— start of DATA SECTION —
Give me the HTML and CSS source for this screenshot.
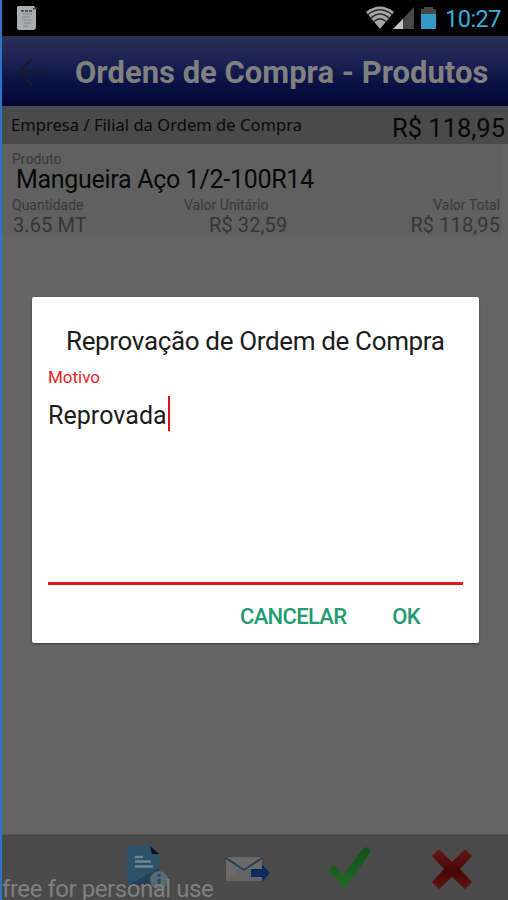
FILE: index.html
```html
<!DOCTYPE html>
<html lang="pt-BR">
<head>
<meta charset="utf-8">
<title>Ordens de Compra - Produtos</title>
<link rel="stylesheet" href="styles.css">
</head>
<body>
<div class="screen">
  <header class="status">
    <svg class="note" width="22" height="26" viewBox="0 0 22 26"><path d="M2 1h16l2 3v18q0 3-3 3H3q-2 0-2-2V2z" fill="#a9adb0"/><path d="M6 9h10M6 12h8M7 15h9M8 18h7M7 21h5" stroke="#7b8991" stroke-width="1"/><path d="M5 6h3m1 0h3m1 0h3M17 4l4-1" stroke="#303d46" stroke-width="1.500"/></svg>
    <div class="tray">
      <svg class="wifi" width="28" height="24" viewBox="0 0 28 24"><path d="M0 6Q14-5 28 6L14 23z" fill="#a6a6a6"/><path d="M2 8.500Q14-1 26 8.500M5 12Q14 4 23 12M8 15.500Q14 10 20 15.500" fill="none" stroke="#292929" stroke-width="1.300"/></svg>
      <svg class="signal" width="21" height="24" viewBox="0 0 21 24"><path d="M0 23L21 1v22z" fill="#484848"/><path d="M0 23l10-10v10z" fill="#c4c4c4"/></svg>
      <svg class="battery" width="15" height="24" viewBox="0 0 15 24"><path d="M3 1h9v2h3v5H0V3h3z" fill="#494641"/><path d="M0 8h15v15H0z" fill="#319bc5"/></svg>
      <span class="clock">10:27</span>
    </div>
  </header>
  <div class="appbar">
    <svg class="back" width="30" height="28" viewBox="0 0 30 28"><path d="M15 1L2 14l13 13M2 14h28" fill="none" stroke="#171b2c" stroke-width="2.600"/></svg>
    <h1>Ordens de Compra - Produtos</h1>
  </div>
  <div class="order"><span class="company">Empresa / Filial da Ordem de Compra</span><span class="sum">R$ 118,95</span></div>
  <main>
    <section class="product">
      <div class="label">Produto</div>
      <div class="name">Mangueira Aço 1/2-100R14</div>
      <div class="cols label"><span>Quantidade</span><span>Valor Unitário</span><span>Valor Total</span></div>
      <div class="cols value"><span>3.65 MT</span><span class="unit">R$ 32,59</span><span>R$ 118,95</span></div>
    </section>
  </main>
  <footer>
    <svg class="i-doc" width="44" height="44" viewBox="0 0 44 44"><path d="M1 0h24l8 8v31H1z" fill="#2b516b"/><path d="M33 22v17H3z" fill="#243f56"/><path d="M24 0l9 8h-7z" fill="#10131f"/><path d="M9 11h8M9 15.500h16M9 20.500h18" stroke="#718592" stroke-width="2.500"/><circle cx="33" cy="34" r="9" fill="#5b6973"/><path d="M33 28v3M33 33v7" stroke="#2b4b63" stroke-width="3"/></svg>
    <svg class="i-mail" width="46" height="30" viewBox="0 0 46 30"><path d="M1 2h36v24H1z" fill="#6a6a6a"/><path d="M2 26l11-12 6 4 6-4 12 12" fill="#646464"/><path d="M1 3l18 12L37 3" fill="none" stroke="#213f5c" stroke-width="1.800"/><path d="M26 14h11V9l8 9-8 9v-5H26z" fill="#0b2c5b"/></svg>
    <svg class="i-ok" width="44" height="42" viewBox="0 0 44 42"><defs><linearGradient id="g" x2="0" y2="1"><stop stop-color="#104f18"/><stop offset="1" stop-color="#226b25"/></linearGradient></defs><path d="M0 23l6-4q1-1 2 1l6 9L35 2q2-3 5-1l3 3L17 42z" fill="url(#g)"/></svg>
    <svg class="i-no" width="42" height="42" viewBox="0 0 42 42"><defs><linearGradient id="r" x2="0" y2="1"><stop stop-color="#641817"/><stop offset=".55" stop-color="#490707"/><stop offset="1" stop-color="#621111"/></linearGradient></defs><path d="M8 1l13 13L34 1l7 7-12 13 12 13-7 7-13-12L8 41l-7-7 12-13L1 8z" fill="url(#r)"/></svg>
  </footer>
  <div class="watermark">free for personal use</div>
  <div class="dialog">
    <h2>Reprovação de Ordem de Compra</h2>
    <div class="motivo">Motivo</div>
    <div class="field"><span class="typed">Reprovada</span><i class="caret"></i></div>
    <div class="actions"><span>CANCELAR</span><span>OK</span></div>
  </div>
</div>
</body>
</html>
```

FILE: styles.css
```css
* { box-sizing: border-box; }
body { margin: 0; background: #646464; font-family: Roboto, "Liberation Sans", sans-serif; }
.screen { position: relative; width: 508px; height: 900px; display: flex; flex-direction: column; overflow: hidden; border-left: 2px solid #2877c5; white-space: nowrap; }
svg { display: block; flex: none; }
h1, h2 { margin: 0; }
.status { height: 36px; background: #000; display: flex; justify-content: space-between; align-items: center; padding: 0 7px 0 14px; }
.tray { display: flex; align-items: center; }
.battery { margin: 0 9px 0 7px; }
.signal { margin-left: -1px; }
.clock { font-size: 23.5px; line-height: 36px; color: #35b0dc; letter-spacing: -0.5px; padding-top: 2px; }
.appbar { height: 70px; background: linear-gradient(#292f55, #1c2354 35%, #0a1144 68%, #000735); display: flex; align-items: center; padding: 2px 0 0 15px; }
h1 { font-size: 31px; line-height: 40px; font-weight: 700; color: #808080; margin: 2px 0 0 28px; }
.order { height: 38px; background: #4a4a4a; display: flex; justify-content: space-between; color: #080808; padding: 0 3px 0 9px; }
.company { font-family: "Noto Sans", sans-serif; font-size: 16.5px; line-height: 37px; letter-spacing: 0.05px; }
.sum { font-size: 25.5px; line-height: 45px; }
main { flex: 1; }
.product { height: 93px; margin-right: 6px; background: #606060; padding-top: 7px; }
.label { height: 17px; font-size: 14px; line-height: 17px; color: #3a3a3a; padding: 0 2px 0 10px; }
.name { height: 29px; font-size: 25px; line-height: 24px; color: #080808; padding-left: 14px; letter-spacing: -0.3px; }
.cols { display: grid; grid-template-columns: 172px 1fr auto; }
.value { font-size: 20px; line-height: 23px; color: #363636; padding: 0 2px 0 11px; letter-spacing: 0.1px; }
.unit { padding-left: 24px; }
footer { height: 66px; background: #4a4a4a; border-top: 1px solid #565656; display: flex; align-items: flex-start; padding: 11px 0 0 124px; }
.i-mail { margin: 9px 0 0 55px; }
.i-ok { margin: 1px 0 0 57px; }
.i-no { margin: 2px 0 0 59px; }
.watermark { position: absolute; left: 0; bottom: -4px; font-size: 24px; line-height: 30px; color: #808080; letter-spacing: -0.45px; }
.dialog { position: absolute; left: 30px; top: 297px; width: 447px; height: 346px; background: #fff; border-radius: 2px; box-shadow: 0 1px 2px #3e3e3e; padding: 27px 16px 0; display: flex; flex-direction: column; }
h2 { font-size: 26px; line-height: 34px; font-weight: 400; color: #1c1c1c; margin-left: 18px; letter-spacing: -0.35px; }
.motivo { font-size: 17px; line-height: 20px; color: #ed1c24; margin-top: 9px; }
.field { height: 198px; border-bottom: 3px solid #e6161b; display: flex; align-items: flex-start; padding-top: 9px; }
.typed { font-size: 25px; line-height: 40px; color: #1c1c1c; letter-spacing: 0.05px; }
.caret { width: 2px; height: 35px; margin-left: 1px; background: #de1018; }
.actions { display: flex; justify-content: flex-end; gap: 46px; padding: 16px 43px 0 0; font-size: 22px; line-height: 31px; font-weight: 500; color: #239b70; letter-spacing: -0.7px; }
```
— end of DATA SECTION —
### [EXERCISE DETAILS]
Transcribe the whole listing exactly. Pictures are excluded.

### [EXERCISE ANSWER]
Give me the HTML and CSS source for this screenshot.
FILE: index.html
```html
<!DOCTYPE html>
<html lang="pt-BR">
<head>
<meta charset="utf-8">
<title>Ordens de Compra - Produtos</title>
<link rel="stylesheet" href="styles.css">
</head>
<body>
<div class="screen">
  <header class="status">
    <svg class="note" width="22" height="26" viewBox="0 0 22 26"><path d="M2 1h16l2 3v18q0 3-3 3H3q-2 0-2-2V2z" fill="#a9adb0"/><path d="M6 9h10M6 12h8M7 15h9M8 18h7M7 21h5" stroke="#7b8991" stroke-width="1"/><path d="M5 6h3m1 0h3m1 0h3M17 4l4-1" stroke="#303d46" stroke-width="1.500"/></svg>
    <div class="tray">
      <svg class="wifi" width="28" height="24" viewBox="0 0 28 24"><path d="M0 6Q14-5 28 6L14 23z" fill="#a6a6a6"/><path d="M2 8.500Q14-1 26 8.500M5 12Q14 4 23 12M8 15.500Q14 10 20 15.500" fill="none" stroke="#292929" stroke-width="1.300"/></svg>
      <svg class="signal" width="21" height="24" viewBox="0 0 21 24"><path d="M0 23L21 1v22z" fill="#484848"/><path d="M0 23l10-10v10z" fill="#c4c4c4"/></svg>
      <svg class="battery" width="15" height="24" viewBox="0 0 15 24"><path d="M3 1h9v2h3v5H0V3h3z" fill="#494641"/><path d="M0 8h15v15H0z" fill="#319bc5"/></svg>
      <span class="clock">10:27</span>
    </div>
  </header>
  <div class="appbar">
    <svg class="back" width="30" height="28" viewBox="0 0 30 28"><path d="M15 1L2 14l13 13M2 14h28" fill="none" stroke="#171b2c" stroke-width="2.600"/></svg>
    <h1>Ordens de Compra - Produtos</h1>
  </div>
  <div class="order"><span class="company">Empresa / Filial da Ordem de Compra</span><span class="sum">R$ 118,95</span></div>
  <main>
    <section class="product">
      <div class="label">Produto</div>
      <div class="name">Mangueira Aço 1/2-100R14</div>
      <div class="cols label"><span>Quantidade</span><span>Valor Unitário</span><span>Valor Total</span></div>
      <div class="cols value"><span>3.65 MT</span><span class="unit">R$ 32,59</span><span>R$ 118,95</span></div>
    </section>
  </main>
  <footer>
    <svg class="i-doc" width="44" height="44" viewBox="0 0 44 44"><path d="M1 0h24l8 8v31H1z" fill="#2b516b"/><path d="M33 22v17H3z" fill="#243f56"/><path d="M24 0l9 8h-7z" fill="#10131f"/><path d="M9 11h8M9 15.500h16M9 20.500h18" stroke="#718592" stroke-width="2.500"/><circle cx="33" cy="34" r="9" fill="#5b6973"/><path d="M33 28v3M33 33v7" stroke="#2b4b63" stroke-width="3"/></svg>
    <svg class="i-mail" width="46" height="30" viewBox="0 0 46 30"><path d="M1 2h36v24H1z" fill="#6a6a6a"/><path d="M2 26l11-12 6 4 6-4 12 12" fill="#646464"/><path d="M1 3l18 12L37 3" fill="none" stroke="#213f5c" stroke-width="1.800"/><path d="M26 14h11V9l8 9-8 9v-5H26z" fill="#0b2c5b"/></svg>
    <svg class="i-ok" width="44" height="42" viewBox="0 0 44 42"><defs><linearGradient id="g" x2="0" y2="1"><stop stop-color="#104f18"/><stop offset="1" stop-color="#226b25"/></linearGradient></defs><path d="M0 23l6-4q1-1 2 1l6 9L35 2q2-3 5-1l3 3L17 42z" fill="url(#g)"/></svg>
    <svg class="i-no" width="42" height="42" viewBox="0 0 42 42"><defs><linearGradient id="r" x2="0" y2="1"><stop stop-color="#641817"/><stop offset=".55" stop-color="#490707"/><stop offset="1" stop-color="#621111"/></linearGradient></defs><path d="M8 1l13 13L34 1l7 7-12 13 12 13-7 7-13-12L8 41l-7-7 12-13L1 8z" fill="url(#r)"/></svg>
  </footer>
  <div class="watermark">free for personal use</div>
  <div class="dialog">
    <h2>Reprovação de Ordem de Compra</h2>
    <div class="motivo">Motivo</div>
    <div class="field"><span class="typed">Reprovada</span><i class="caret"></i></div>
    <div class="actions"><span>CANCELAR</span><span>OK</span></div>
  </div>
</div>
</body>
</html>
```

FILE: styles.css
```css
* { box-sizing: border-box; }
body { margin: 0; background: #646464; font-family: Roboto, "Liberation Sans", sans-serif; }
.screen { position: relative; width: 508px; height: 900px; display: flex; flex-direction: column; overflow: hidden; border-left: 2px solid #2877c5; white-space: nowrap; }
svg { display: block; flex: none; }
h1, h2 { margin: 0; }
.status { height: 36px; background: #000; display: flex; justify-content: space-between; align-items: center; padding: 0 7px 0 14px; }
.tray { display: flex; align-items: center; }
.battery { margin: 0 9px 0 7px; }
.signal { margin-left: -1px; }
.clock { font-size: 23.5px; line-height: 36px; color: #35b0dc; letter-spacing: -0.5px; padding-top: 2px; }
.appbar { height: 70px; background: linear-gradient(#292f55, #1c2354 35%, #0a1144 68%, #000735); display: flex; align-items: center; padding: 2px 0 0 15px; }
h1 { font-size: 31px; line-height: 40px; font-weight: 700; color: #808080; margin: 2px 0 0 28px; }
.order { height: 38px; background: #4a4a4a; display: flex; justify-content: space-between; color: #080808; padding: 0 3px 0 9px; }
.company { font-family: "Noto Sans", sans-serif; font-size: 16.5px; line-height: 37px; letter-spacing: 0.05px; }
.sum { font-size: 25.5px; line-height: 45px; }
main { flex: 1; }
.product { height: 93px; margin-right: 6px; background: #606060; padding-top: 7px; }
.label { height: 17px; font-size: 14px; line-height: 17px; color: #3a3a3a; padding: 0 2px 0 10px; }
.name { height: 29px; font-size: 25px; line-height: 24px; color: #080808; padding-left: 14px; letter-spacing: -0.3px; }
.cols { display: grid; grid-template-columns: 172px 1fr auto; }
.value { font-size: 20px; line-height: 23px; color: #363636; padding: 0 2px 0 11px; letter-spacing: 0.1px; }
.unit { padding-left: 24px; }
footer { height: 66px; background: #4a4a4a; border-top: 1px solid #565656; display: flex; align-items: flex-start; padding: 11px 0 0 124px; }
.i-mail { margin: 9px 0 0 55px; }
.i-ok { margin: 1px 0 0 57px; }
.i-no { margin: 2px 0 0 59px; }
.watermark { position: absolute; left: 0; bottom: -4px; font-size: 24px; line-height: 30px; color: #808080; letter-spacing: -0.45px; }
.dialog { position: absolute; left: 30px; top: 297px; width: 447px; height: 346px; background: #fff; border-radius: 2px; box-shadow: 0 1px 2px #3e3e3e; padding: 27px 16px 0; display: flex; flex-direction: column; }
h2 { font-size: 26px; line-height: 34px; font-weight: 400; color: #1c1c1c; margin-left: 18px; letter-spacing: -0.35px; }
.motivo { font-size: 17px; line-height: 20px; color: #ed1c24; margin-top: 9px; }
.field { height: 198px; border-bottom: 3px solid #e6161b; display: flex; align-items: flex-start; padding-top: 9px; }
.typed { font-size: 25px; line-height: 40px; color: #1c1c1c; letter-spacing: 0.05px; }
.caret { width: 2px; height: 35px; margin-left: 1px; background: #de1018; }
.actions { display: flex; justify-content: flex-end; gap: 46px; padding: 16px 43px 0 0; font-size: 22px; line-height: 31px; font-weight: 500; color: #239b70; letter-spacing: -0.7px; }
```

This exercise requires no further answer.